L Brands (BBWI -7.20%) may have found a buyer for Victoria's Secret. Although a good argument could be made that an acquisition would be a tough sell because the struggling lingerie chain is out of step with today's consumer sensibilities, it may be that its only suitor might simply want to dismantle it.
CNBC reports that L Brands is in negotiations with Sycamore Partners, a private equity firm that regularly invests in or acquires distressed retailers, and often loads them with debt before deconstructing their businesses. While there are notable successes in its portfolio, including women's clothing retailer Talbots and jewelry-store chain Zales, it has also engaged in some bruising battles.
The question is whether Victoria's Secret still has enough cachet to be one of the companies that survive.
Redefining what the customer wants
Victoria's Secret once owned the lingerie market, but today's consumer is different. Modern consumers prefer to see more inclusive, diverse body types than the stylized and idealized female form the company promoted.
The drop in popularity is reflected in Victoria's Secret sales, which have been in a downward spiral for some time. While L Brands' other chain, Bath & Body Works, routinely reports higher same-store sales, the lingerie chain has not had a single quarter of positive comps in over two years.
The public's changed outlook has also led to a backlash against the annual fashion show produced by Victoria's Secret, which L Brands ended up canceling last year after a 24-year run. Chief financial officer Stuart Burgdoerfer told analysts during last year's third-quarter earnings conference call that "we think it's important to evolve the marketing of Victoria's Secret."
Competitors seem to have read the market better. Advertising for American Eagle Outfitters' (AEO -3.54%) Aerie lingerie chain often features diverse women in unretouched photographs, striking a chord with consumers. Same-store sales jumped 20% last quarter on top of a 32% gain last year. It also marked the 20th consecutive quarter of double-digit sales growth.
Be careful what you wish for
With Victoria's Secret in decline, L Brands needs someone to bail it out, but other companies that have turned to Sycamore Partners have regretted it.
Aeropostale first saw the PE firm as its savior when Sycamore lent it $150 million to keep it going, but the relationship quickly turned acrimonious.
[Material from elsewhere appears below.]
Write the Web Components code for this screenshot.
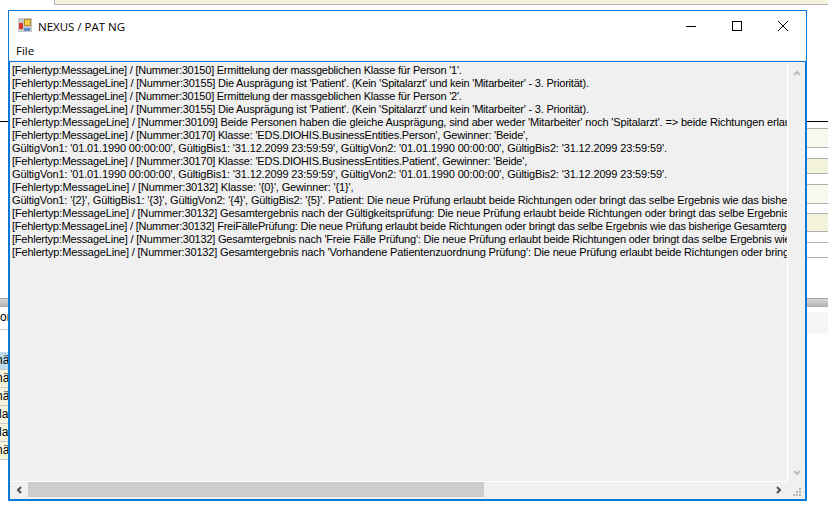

The two ended up in court, with the retailer charging that Sycamore engaged in a "loan to own" scheme that was designed to push it into bankruptcy.
Sycamore also acquired Jones Group and had it take on significant debt to finance the deal -- then began selling off its assets, including Jones New York, Stuart Weitzman, Kurt Geiger, and Easy Spirit. Similarly, it acquired Nine West Holdings, then closed most of its stores, eventually causing it to go bankrupt.
In 2017 Sycamore acquired office-supplies retailer Staples, and last year it engineered a $5.4 billion debt refinancing for Staples so it could pay itself a $1 billion dividend.
Clipping an angel's wings
CNBC says that while L Brands CEO Les Wexner wants to stay on with Victoria's Secret after a sale, negotiations with Sycamore include scenarios where he steps down. No offer has actually been made, so no deal might end up happening.
However, the chance that the one-time leading lingerie chain is able to recover, regardless of who owns it, seems remote. Undoing decades of marketing that came to define the brand would be difficult to achieve. It could be that for Victoria's Secret, being sold to a private equity firm that's known for aggressively whittling down a business to its bare essentials ultimately seals its fate.